Problem to solve: Extract every line between the one with "Recreate this image" and the end of the entries, both included, word for word and free of pictures.

Record list:
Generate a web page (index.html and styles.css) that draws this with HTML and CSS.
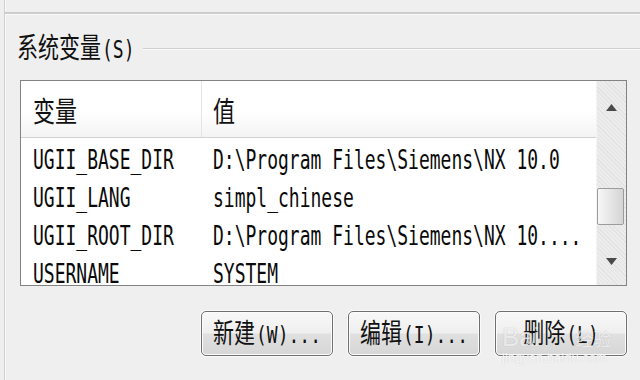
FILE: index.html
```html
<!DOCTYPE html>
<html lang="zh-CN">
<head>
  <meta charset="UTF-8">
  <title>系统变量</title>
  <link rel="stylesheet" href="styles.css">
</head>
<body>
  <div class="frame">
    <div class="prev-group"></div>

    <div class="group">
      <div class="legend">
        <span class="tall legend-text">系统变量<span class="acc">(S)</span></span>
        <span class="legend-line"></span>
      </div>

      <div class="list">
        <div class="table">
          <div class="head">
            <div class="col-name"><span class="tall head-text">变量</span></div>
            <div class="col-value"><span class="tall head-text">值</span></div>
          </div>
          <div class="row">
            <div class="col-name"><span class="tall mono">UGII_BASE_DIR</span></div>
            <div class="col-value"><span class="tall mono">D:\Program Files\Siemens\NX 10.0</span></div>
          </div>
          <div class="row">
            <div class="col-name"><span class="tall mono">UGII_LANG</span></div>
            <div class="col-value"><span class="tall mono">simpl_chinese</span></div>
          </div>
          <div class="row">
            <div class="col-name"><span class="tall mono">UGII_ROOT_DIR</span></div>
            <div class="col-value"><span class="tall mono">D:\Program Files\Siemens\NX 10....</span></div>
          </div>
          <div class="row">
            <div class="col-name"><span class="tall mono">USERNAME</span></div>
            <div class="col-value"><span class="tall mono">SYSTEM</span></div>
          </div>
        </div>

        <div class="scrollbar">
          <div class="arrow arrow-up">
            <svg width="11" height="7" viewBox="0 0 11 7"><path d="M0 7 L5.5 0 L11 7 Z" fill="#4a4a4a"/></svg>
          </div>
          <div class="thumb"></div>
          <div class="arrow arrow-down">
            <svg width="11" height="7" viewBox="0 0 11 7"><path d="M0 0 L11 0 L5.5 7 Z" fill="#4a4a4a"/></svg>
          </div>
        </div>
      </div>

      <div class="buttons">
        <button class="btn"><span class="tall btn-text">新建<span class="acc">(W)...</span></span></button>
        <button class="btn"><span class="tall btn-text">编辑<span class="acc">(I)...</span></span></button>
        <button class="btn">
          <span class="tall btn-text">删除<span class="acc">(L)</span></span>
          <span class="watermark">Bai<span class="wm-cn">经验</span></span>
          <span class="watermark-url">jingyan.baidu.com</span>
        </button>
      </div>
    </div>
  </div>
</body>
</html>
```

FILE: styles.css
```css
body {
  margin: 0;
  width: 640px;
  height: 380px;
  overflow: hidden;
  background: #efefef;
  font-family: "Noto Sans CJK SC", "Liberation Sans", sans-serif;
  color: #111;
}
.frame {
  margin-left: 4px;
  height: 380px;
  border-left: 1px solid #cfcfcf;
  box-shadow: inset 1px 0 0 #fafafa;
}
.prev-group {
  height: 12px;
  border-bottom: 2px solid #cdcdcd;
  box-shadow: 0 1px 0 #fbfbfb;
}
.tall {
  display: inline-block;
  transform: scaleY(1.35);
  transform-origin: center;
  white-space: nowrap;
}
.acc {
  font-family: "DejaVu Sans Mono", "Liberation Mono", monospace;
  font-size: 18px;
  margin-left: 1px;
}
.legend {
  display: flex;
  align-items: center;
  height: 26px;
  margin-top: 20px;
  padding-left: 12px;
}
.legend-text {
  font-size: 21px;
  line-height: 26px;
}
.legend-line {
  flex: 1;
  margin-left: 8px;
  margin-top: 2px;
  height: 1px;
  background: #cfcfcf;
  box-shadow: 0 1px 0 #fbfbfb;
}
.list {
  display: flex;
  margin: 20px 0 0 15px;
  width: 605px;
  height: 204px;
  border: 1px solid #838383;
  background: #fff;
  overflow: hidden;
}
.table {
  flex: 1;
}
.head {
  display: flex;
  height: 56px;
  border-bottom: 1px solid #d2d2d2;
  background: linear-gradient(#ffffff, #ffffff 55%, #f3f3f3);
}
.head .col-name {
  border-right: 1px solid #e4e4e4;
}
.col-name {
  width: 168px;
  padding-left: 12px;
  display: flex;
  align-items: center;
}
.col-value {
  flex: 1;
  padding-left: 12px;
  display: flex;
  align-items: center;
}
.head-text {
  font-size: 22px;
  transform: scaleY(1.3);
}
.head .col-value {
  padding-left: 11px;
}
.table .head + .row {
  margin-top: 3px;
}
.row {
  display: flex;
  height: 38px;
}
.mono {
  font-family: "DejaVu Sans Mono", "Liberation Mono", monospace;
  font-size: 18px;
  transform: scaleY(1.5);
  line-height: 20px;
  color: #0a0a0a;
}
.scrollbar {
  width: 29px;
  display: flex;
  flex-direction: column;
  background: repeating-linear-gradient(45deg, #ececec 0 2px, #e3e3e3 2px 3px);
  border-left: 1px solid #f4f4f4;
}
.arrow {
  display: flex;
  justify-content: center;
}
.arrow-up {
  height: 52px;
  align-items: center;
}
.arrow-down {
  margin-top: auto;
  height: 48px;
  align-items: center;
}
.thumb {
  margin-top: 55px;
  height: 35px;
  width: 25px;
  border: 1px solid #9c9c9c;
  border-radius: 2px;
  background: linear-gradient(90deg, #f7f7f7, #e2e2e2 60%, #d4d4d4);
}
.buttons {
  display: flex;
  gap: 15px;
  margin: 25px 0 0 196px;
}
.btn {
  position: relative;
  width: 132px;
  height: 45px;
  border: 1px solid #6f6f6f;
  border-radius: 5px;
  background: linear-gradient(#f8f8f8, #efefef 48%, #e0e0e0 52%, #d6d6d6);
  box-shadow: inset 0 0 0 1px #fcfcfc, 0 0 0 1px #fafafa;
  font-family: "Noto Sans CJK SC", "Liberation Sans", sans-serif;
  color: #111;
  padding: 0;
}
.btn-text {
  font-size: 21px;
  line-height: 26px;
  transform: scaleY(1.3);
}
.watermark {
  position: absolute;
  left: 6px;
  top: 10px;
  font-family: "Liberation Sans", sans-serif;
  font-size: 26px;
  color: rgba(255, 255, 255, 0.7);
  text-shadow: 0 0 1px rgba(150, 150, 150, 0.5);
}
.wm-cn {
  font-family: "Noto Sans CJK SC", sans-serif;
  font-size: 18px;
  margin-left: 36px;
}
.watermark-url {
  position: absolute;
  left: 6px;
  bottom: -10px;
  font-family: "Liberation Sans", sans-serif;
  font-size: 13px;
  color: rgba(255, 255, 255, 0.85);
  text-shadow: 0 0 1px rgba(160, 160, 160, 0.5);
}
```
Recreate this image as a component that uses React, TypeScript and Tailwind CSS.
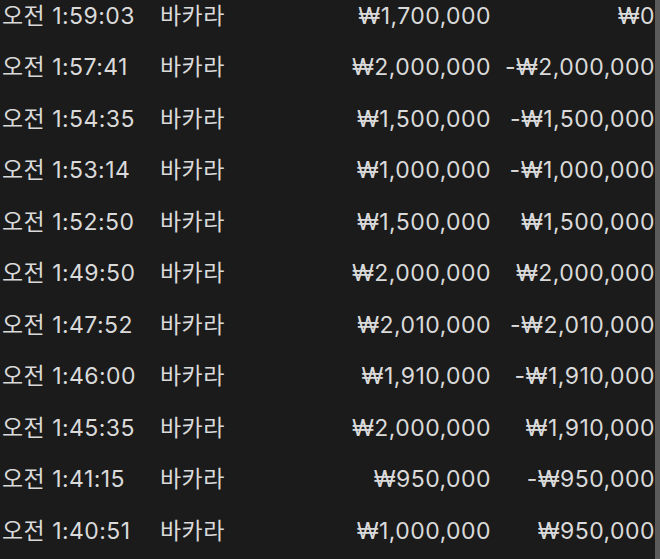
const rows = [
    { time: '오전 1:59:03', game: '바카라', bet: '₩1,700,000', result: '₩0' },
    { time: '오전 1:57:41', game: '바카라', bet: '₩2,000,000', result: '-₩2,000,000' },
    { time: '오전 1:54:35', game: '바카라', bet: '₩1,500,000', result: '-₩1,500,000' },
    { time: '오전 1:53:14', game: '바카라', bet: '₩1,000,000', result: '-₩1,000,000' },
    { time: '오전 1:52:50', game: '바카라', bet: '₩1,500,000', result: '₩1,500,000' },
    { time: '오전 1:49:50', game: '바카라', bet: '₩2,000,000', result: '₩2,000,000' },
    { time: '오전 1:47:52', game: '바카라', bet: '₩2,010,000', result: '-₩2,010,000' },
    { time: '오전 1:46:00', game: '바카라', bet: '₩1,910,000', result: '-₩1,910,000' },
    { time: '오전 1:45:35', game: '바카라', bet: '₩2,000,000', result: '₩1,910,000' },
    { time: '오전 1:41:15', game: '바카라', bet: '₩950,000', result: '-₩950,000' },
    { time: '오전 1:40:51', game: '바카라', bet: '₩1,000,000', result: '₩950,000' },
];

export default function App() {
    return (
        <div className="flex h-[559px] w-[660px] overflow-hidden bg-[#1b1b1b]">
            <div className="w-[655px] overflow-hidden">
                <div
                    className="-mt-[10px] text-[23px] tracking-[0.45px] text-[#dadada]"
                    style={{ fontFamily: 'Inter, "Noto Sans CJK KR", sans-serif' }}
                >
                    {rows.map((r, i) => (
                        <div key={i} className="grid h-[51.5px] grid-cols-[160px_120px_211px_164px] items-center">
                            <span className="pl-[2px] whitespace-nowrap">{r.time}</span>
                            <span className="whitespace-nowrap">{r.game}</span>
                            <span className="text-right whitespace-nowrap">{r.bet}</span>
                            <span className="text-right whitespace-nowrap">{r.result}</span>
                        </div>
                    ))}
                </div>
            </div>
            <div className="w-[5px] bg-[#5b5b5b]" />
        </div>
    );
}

Answer to this problem:
Recreate this image as a component that uses React, TypeScript and Tailwind CSS.
const rows = [
    { time: '오전 1:59:03', game: '바카라', bet: '₩1,700,000', result: '₩0' },
    { time: '오전 1:57:41', game: '바카라', bet: '₩2,000,000', result: '-₩2,000,000' },
    { time: '오전 1:54:35', game: '바카라', bet: '₩1,500,000', result: '-₩1,500,000' },
    { time: '오전 1:53:14', game: '바카라', bet: '₩1,000,000', result: '-₩1,000,000' },
    { time: '오전 1:52:50', game: '바카라', bet: '₩1,500,000', result: '₩1,500,000' },
    { time: '오전 1:49:50', game: '바카라', bet: '₩2,000,000', result: '₩2,000,000' },
    { time: '오전 1:47:52', game: '바카라', bet: '₩2,010,000', result: '-₩2,010,000' },
    { time: '오전 1:46:00', game: '바카라', bet: '₩1,910,000', result: '-₩1,910,000' },
    { time: '오전 1:45:35', game: '바카라', bet: '₩2,000,000', result: '₩1,910,000' },
    { time: '오전 1:41:15', game: '바카라', bet: '₩950,000', result: '-₩950,000' },
    { time: '오전 1:40:51', game: '바카라', bet: '₩1,000,000', result: '₩950,000' },
];

export default function App() {
    return (
        <div className="flex h-[559px] w-[660px] overflow-hidden bg-[#1b1b1b]">
            <div className="w-[655px] overflow-hidden">
                <div
                    className="-mt-[10px] text-[23px] tracking-[0.45px] text-[#dadada]"
                    style={{ fontFamily: 'Inter, "Noto Sans CJK KR", sans-serif' }}
                >
                    {rows.map((r, i) => (
                        <div key={i} className="grid h-[51.5px] grid-cols-[160px_120px_211px_164px] items-center">
                            <span className="pl-[2px] whitespace-nowrap">{r.time}</span>
                            <span className="whitespace-nowrap">{r.game}</span>
                            <span className="text-right whitespace-nowrap">{r.bet}</span>
                            <span className="text-right whitespace-nowrap">{r.result}</span>
                        </div>
                    ))}
                </div>
            </div>
            <div className="w-[5px] bg-[#5b5b5b]" />
        </div>
    );
}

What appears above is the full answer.